Though I hate being phubbed, I must face my own hypocrisy. I’ve phubbed countless times. We are all constant perpetrators, victims, and witnesses to phubbing. To make matters worse, research shows that phubbing is actually contagious (Chotpitayasunondh, Douglas, 2016). If one person pulls out a phone during a meeting, there can be a domino effect until you have a dejected meeting leading speaking to a room of people who are checking email, texting memes, and reading Trump’s latest tweet. Though phubbing is the new “normal”, it results in eroded trust, relational instability, and workplace dissatisfaction. So how the phub can we stop it? Here’s how...

Take Action

  • Prioritize presence. You may think you’re being a productive multitasker when you’re shooting off emails while also having a one-on-one conversation. In reality, you’re neglecting the very things that actually increase productivity: trust, healthy teams, camaraderie, and positive work environments. If you know you’ll need to be on your phone during a meeting, consider changing the meeting time to ensure uninterrupted conversation. If that’s not possible, start your meeting by telling your colleagues that you’re waiting on a call or email; this can help reduce the negative impact.

  • If you’re a boss or manager, research shows that employee retention is strongly tied to an employee’s relationship with you. Put your phone away during meetings. You may never receive an explicit compliment for being “present”, but in the long run your employees will feel valued.

  • As an organization, educate your workforce on phubbing and establish a Phub-Free Culture (download PDF). Consider specific phone etiquettes such as Phub-Free Zones. Include “attentiveness” as a factor in employee and manager reviews, incentivising presence and holding everyone accountable.

Thanks for reading. Project [Re]Work will be back in your inbox next Monday morning with new research to enhance your workplace performance. If you missed the last article “Be The Real MVP”, catch up here. Now, go build a phub-free world!

Join The Conversation

Been phubbed recently? Caught yourself phubbing? Share your experiences and feedback on LinkedIn, or over email. Help spread the phub-free message by sharing this article with your colleagues, friends, and HR/culture leaders.


Definitions

  • Phubbing: A portmanteau of the words “phone” and “snubbing” that describes the act of snubbing someone by paying attention to one’s phone rather than to the social interaction.

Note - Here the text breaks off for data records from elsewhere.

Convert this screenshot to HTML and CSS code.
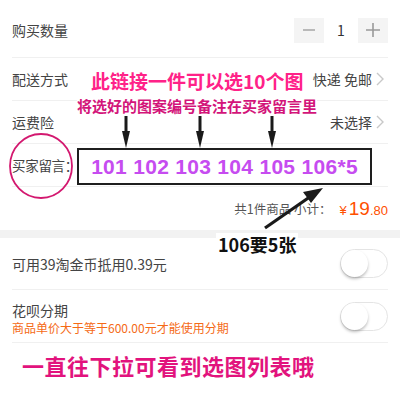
FILE: index.html
```html
<!DOCTYPE html>
<html lang="zh">
<head>
    <meta charset="UTF-8">
    <meta name="viewport" content="width=device-width, initial-scale=1.0">
    <title>确认订单</title>
    <link rel="stylesheet" href="styles.css">
</head>
<body>
    <div class="page">
        <div class="row row-qty">
            <span class="label">购买数量</span>
            <div class="stepper">
                <span class="step-btn">
                    <svg width="12" height="12" viewBox="0 0 12 12"><path d="M0 6H12" stroke="#aaa" stroke-width="1.6"/></svg>
                </span>
                <span class="step-num">1</span>
                <span class="step-btn">
                    <svg width="14" height="14" viewBox="0 0 14 14"><path d="M0 7H14M7 0V14" stroke="#999" stroke-width="1.6"/></svg>
                </span>
            </div>
        </div>
        <div class="row">
            <span class="label">配送方式</span>
            <span class="value">快递 免邮
                <svg class="chev" width="8" height="14" viewBox="0 0 8 14"><path d="M1 1L7 7L1 13" fill="none" stroke="#c8c8c8" stroke-width="1.4"/></svg>
            </span>
        </div>
        <div class="row">
            <span class="label">运费险</span>
            <span class="value">未选择
                <svg class="chev" width="8" height="14" viewBox="0 0 8 14"><path d="M1 1L7 7L1 13" fill="none" stroke="#c8c8c8" stroke-width="1.4"/></svg>
            </span>
        </div>
        <div class="row">
            <span class="label label-msg">买家留言：</span>
        </div>
        <div class="row row-total">
            <span class="total-text">共1件商品&nbsp;小计：</span>
            <span class="price"><span class="yen">¥</span><span class="big">19</span><span class="small">.80</span></span>
        </div>
        <div class="band"></div>
        <div class="row row-switch">
            <span class="label">可用39淘金币抵用0.39元</span>
            <span class="switch"><span class="knob"></span></span>
        </div>
        <div class="row row-switch row-huabei">
            <div class="stack">
                <span class="label">花呗分期</span>
                <span class="note">商品单价大于等于600.00元才能使用分期</span>
            </div>
            <span class="switch"><span class="knob"></span></span>
        </div>
        <div class="footer-note">一直往下拉可看到选图列表哦</div>

        <!-- annotations drawn over the screenshot -->
        <svg class="marks" width="400" height="400" viewBox="0 0 400 400">
            <ellipse cx="41" cy="166" rx="31" ry="32" fill="none" stroke="#d3186f" stroke-width="1.8"/>
            <g fill="#1a1a1a" stroke="#1a1a1a">
                <path d="M126 115V136" stroke-width="3"/>
                <path d="M122 131L130 131L126 148Z" stroke="none"/>
                <path d="M200 115V136" stroke-width="3"/>
                <path d="M196 131L204 131L200 148Z" stroke="none"/>
                <path d="M272 115V136" stroke-width="3"/>
                <path d="M268 131L276 131L272 148Z" stroke="none"/>
                <path d="M265 228L314 194" stroke-width="3.2"/>
                <path d="M323 188L303 192L311 203Z" stroke="none"/>
            </g>
        </svg>
        <div class="tip tip-main">此链接一件可以选10个图</div>
        <div class="tip tip-sub">将选好的图案编号备注在买家留言里</div>
        <div class="code-box">101 102 103 104 105 106*5</div>
        <div class="tip tip-count">106要5张</div>
    </div>
</body>
</html>
```

FILE: styles.css
```css
body {
    margin: 0;
    background: #ffffff;
    font-family: "Noto Sans CJK SC", "Noto Sans", sans-serif;
    color: #444;
}
.page {
    position: relative;
    width: 400px;
    height: 400px;
    overflow: hidden;
}
.row {
    display: flex;
    align-items: center;
    justify-content: space-between;
    margin: 0 12px;
    height: 42px;
    border-bottom: 1px solid #f0f0f0;
}
.row-qty {
    height: 54px;
    padding-top: 3px;
}
.label {
    font-size: 14px;
    line-height: 18px;
    color: #444;
}
.label-msg {
    font-size: 13.5px;
    letter-spacing: -0.3px;
}
.value {
    display: flex;
    align-items: center;
    gap: 4px;
    font-size: 14px;
    color: #444;
    margin-right: 4px;
}
.stepper {
    display: flex;
    align-items: center;
}
.step-btn {
    display: flex;
    align-items: center;
    justify-content: center;
    width: 30px;
    height: 25px;
    background: #f4f4f4;
}
.step-num {
    width: 34px;
    text-align: center;
    font-size: 14px;
    color: #333;
}
.row-total {
    justify-content: flex-end;
    height: 43px;
    border-bottom: none;
}
.total-text {
    font-size: 12.5px;
    color: #555;
    margin-right: 8px;
}
.price {
    color: #ff5000;
    font-family: "Liberation Sans", Arial, sans-serif;
}
.yen {
    font-size: 13px;
    margin-right: 2px;
}
.big {
    font-size: 19px;
}
.small {
    font-size: 13px;
}
.band {
    height: 8px;
    background: #f2f2f2;
}
.row-switch {
    height: 51px;
}
.row-huabei {
    height: 52px;
}
.stack {
    display: flex;
    flex-direction: column;
    padding-top: 4px;
}
.note {
    margin-top: 1px;
    font-size: 12px;
    line-height: 15px;
    color: #f56a16;
}
.switch {
    position: relative;
    width: 46px;
    height: 27px;
    border: 1px solid #e4e4e4;
    border-radius: 15px;
    background: #fff;
}
.knob {
    position: absolute;
    left: 0;
    top: 0;
    width: 27px;
    height: 27px;
    border-radius: 50%;
    background: #fff;
    box-shadow: 0 2px 3px rgba(0, 0, 0, 0.25);
}
.footer-note {
    margin-top: 7px;
    padding-left: 22px;
    font-size: 22px;
    line-height: 30px;
    letter-spacing: 0.5px;
    font-weight: bold;
    color: #e2137d;
}
.marks {
    position: absolute;
    left: 0;
    top: 0;
    pointer-events: none;
}
.tip {
    position: absolute;
    font-weight: bold;
    white-space: nowrap;
}
.tip-main {
    left: 91px;
    top: 68px;
    font-size: 19px;
    line-height: 26px;
    color: #ff2288;
}
.tip-sub {
    left: 77px;
    top: 96px;
    font-size: 15px;
    line-height: 20px;
    color: #d3157a;
    background: #fff;
}
.tip-count {
    left: 216px;
    top: 233px;
    padding: 0 2px;
    font-size: 18px;
    line-height: 22px;
    color: #111;
    background: #fff;
}
.code-box {
    position: absolute;
    left: 77px;
    top: 148px;
    width: 291px;
    height: 33px;
    border: 2px solid #1e1e1e;
    background: #fff;
    font-family: "Liberation Sans", Arial, sans-serif;
    font-weight: bold;
    font-size: 21px;
    letter-spacing: 0.3px;
    line-height: 33px;
    text-align: center;
    color: #c64cf0;
}
```
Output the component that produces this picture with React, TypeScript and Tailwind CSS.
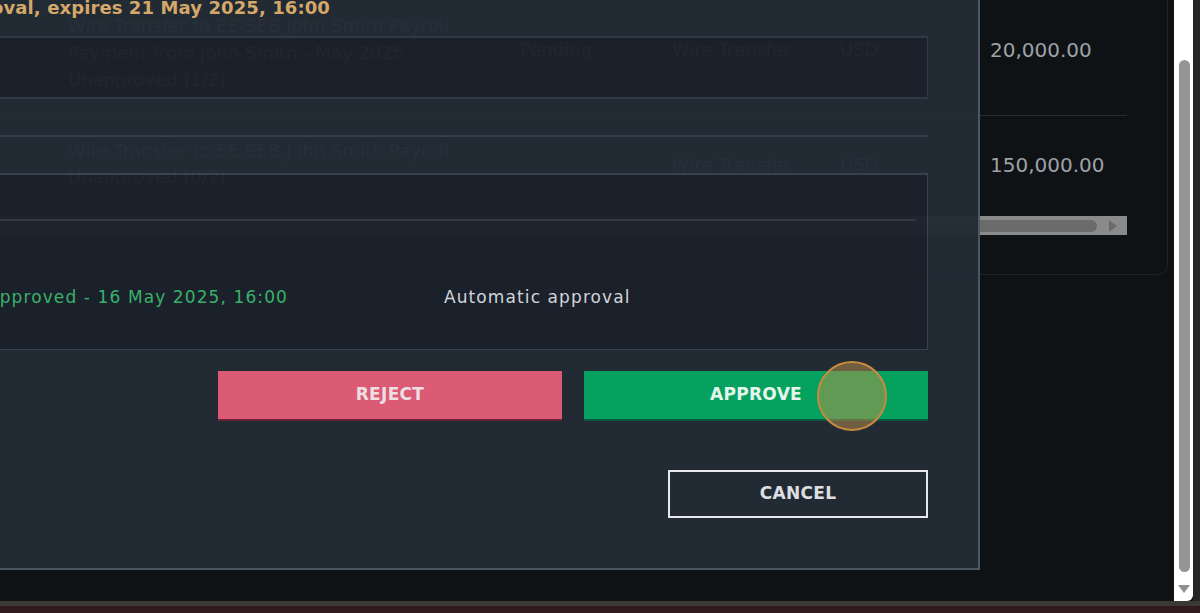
export default function App() {
  return (
    <div className="w-[1200px] h-[613px] overflow-hidden flex flex-col bg-[#0f1215] font-['DejaVu_Sans',sans-serif]">
      <div className="flex h-[601px]">
        <div className="relative w-[1174px] h-full bg-[#0f1215] overflow-hidden">
          {/* underlying page card */}
          <div className="w-[1168px] h-[275px] border-r border-b border-[#1e2328] rounded-br-[10px] pr-[40px] text-[#9da2a7] text-[18px]">
            <div className="flex h-[116px] border-b border-[#262b30] whitespace-nowrap">
              <div className="w-[520px] pl-[68px] pt-[12px] leading-[27px]">
                <div>Wire Transfer to EE-SEB John Smith Payroll</div>
                <div>Payment from John Smith - May 2025</div>
                <div>Unapproved (1/2)</div>
              </div>
              <div className="w-[152px] pt-[38px] leading-[24px]">Pending</div>
              <div className="w-[168px] pt-[38px] leading-[24px]">Wire Transfer</div>
              <div className="w-[150px] pt-[38px] leading-[24px]">USD</div>
              <div className="flex-1 pt-[38px] leading-[24px] text-[20px]">20,000.00</div>
            </div>
            <div className="flex h-[94px] whitespace-nowrap">
              <div className="w-[520px] pl-[68px] pt-[22px] leading-[26px]">
                <div>Wire Transfer to EE-SEB John Smith Payroll</div>
                <div>Unapproved (0/2)</div>
              </div>
              <div className="w-[152px] pt-[37px] leading-[24px]"></div>
              <div className="w-[168px] pt-[37px] leading-[24px]">Wire Transfer</div>
              <div className="w-[150px] pt-[37px] leading-[24px]">USD</div>
              <div className="flex-1 pt-[37px] leading-[24px] text-[20px]">150,000.00</div>
            </div>
            <div className="mt-[6px] h-[19px] bg-[#8a8a8a] flex items-center">
              <div className="ml-[300px] flex-1 h-[12px] rounded-full bg-[#6b6b6b]" />
              <div className="w-[30px] flex items-center justify-center">
                <svg width="9" height="12" viewBox="0 0 9 12">
                  <path d="M1 0 L9 6 L1 12 Z" fill="#6b6b6b" />
                </svg>
              </div>
            </div>
          </div>

          {/* modal */}
          <div className="absolute left-0 top-0 w-[980px] h-[570px] opacity-[0.965] bg-[#232b36] border-r-2 border-b-2 border-[#4f5963] pr-[50px] flex flex-col">
            <div className="h-[36px] flex">
              <div className="w-[330px] flex justify-end whitespace-nowrap">
                <span className="-mt-[3px] leading-[22px] text-[18px] font-bold tracking-[0.1px] text-[#dcae6d]">
                  Pending approval, expires 21 May 2025, 16:00
                </span>
              </div>
            </div>
            <div className="h-[63px] bg-[#1c222b] border-t-2 border-b-2 border-r border-[#323c47]" />
            <div className="h-[36px]" />
            <div className="h-[38px] border-t-2 border-[#38424d]" />
            <div className="h-[177px] bg-[#1c222b] border-t-2 border-r border-b border-[#3a4450] flex flex-col">
              <div className="h-[44px]" />
              <div className="h-[2px] bg-[#2e3741] mr-[11px]" />
              <div className="flex-1 flex items-center pt-[24px] whitespace-nowrap text-[17px] tracking-[1.1px] leading-[24px]">
                <div className="w-[288px] flex justify-end">
                  <span className="text-[#3ab86d]">Approved - 16 May 2025, 16:00</span>
                </div>
                <div className="ml-[156px] text-[#d8dce1]">Automatic approval</div>
              </div>
            </div>
            <div className="mt-[21px] flex justify-end gap-[22px]">
              <button className="w-[344px] h-[48px] bg-[#e35d78] shadow-[0_2px_0_#6e2637] text-[#f6e6ea] font-bold text-[17px] tracking-[0.3px]">
                REJECT
              </button>
              <button className="w-[344px] h-[48px] bg-[#04a861] shadow-[0_2px_0_#0b5a44] text-[#eefff5] font-bold text-[17px] tracking-[0.3px]">
                APPROVE
              </button>
            </div>
            <div className="mt-[51px] flex justify-end">
              <button className="w-[260px] h-[48px] border-2 border-[#eef1f4] text-[#e3e7ec] font-bold text-[17px] tracking-[0.3px]">
                CANCEL
              </button>
            </div>
          </div>

          {/* click indicator */}
          <div className="absolute left-[817px] top-[361px] w-[70px] h-[70px] rounded-full border-2 border-[#c98a3e] bg-[rgba(190,145,75,0.5)]" />
        </div>
        <div className="w-[19px] bg-white rounded-br-[6px] flex flex-col pt-[60px]">
          <div className="ml-[5px] w-[11px] h-[512px] rounded-full bg-[#959595]" />
          <div className="ml-[4px] mt-[13px]">
            <svg width="12" height="8" viewBox="0 0 12 8">
              <path d="M0 0 L12 0 L6 8 Z" fill="#8f8f8f" />
            </svg>
          </div>
        </div>
        <div className="w-[7px] bg-[#262626]" />
      </div>
      <div className="h-[5px] bg-[#3d3838]" />
      <div className="flex-1 bg-[#301a1d]" />
    </div>
  );
}
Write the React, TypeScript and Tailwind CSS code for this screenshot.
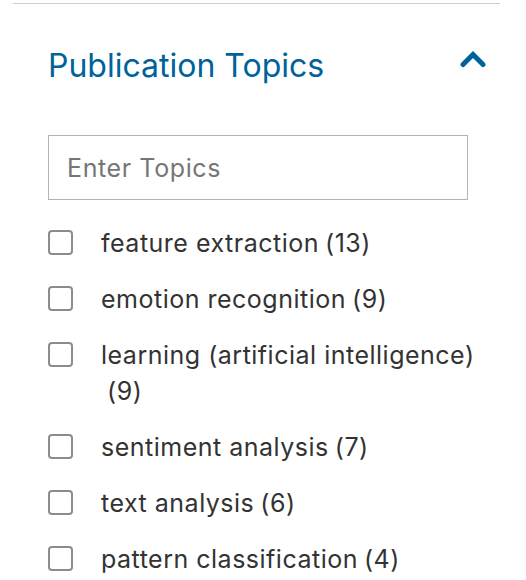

  • Phubber: A perpetrator of phubbing.

  • Phubbee: A victim of phubbing.

References

Roberts, J. A., & David, M. E. (2017). Put down your phone and listen to me: How boss phubbing undermines the psychological conditions necessary for employee engagement. Computers in Human Behavior, 75, 206-217. doi:10.1016/j.chb.2017.05.021

Bavelas, J. B. (2002). Listener Responses as a Collaborative Process: The Role of Gaze. Journal of Communication, 52(3), 566-580. doi:10.1093/joc/52.3.566

Vanden Abeele, M. M., Antheunis, M. L., & Schouten, A. P. (2016). The effect of mobile messaging during a conversation on impression formation and interaction quality. Computers in Human Behavior, 62, 562-569. doi:10.1016/j.chb.2016.04.005

Dwyer, R. J., Kushlev, K., & Dunn, E. W. (2018). Smartphone use undermines enjoyment of face-to-face social interactions. Journal of Experimental Social Psychology, 78, 233-239. doi:10.1016/j.jesp.2017.10.007

Vanden Abeele, M. M., & Postma-Nilsenova, M. (2018). More Than Just Gaze: An Experimental Vignette Study Examining How Phone-Gazing and Newspaper-Gazing and Phubbing-While-Speaking and Phubbing-While-Listening Compare in Their Effect on Affiliation. Communication Research Reports, 35(4), 303-313. doi:10.1080/08824096.2018.1492911

Chotpitayasunondh, V., & Douglas, K. M. (2018). The effects of “phubbing” on social interaction. Journal of Applied Social Psychology, 48(6), 304-316. doi:10.1111/jasp.12506

Chotpitayasunondh, V., & Douglas, K. M. (2016). How “phubbing” becomes the norm: The antecedents and consequences of snubbing via smartphone. Computers in Human Behavior, 63, 9-18. doi:10.1016/j.chb.2016.05.018

Antheunis, M. L., Valkenburg, P. M., & Peter, J. (2007). Computer-Mediated Communication and Interpersonal Attraction: An Experimental Test of Two Explanatory Hypotheses. CyberPsychology & Behavior, 10(6), 831-836. doi:10.1089/cpb.2007.9945

Karadağ, E., Tosuntaş, Ş. B., Erzen, E., Duru, P., Bostan, N., Mızrak Şahin, B., … Babadağ, B. (2016). The Virtual World’s Current Addiction: Phubbing. Addicta: The Turkish Journal on Addictions, 3(2). doi:10.15805/addicta.2016.3.0013

Thaler, R. H. (2015). Misbehaving: The Making of Behavioral Economics. New York, NY: W. W. Norton & Company.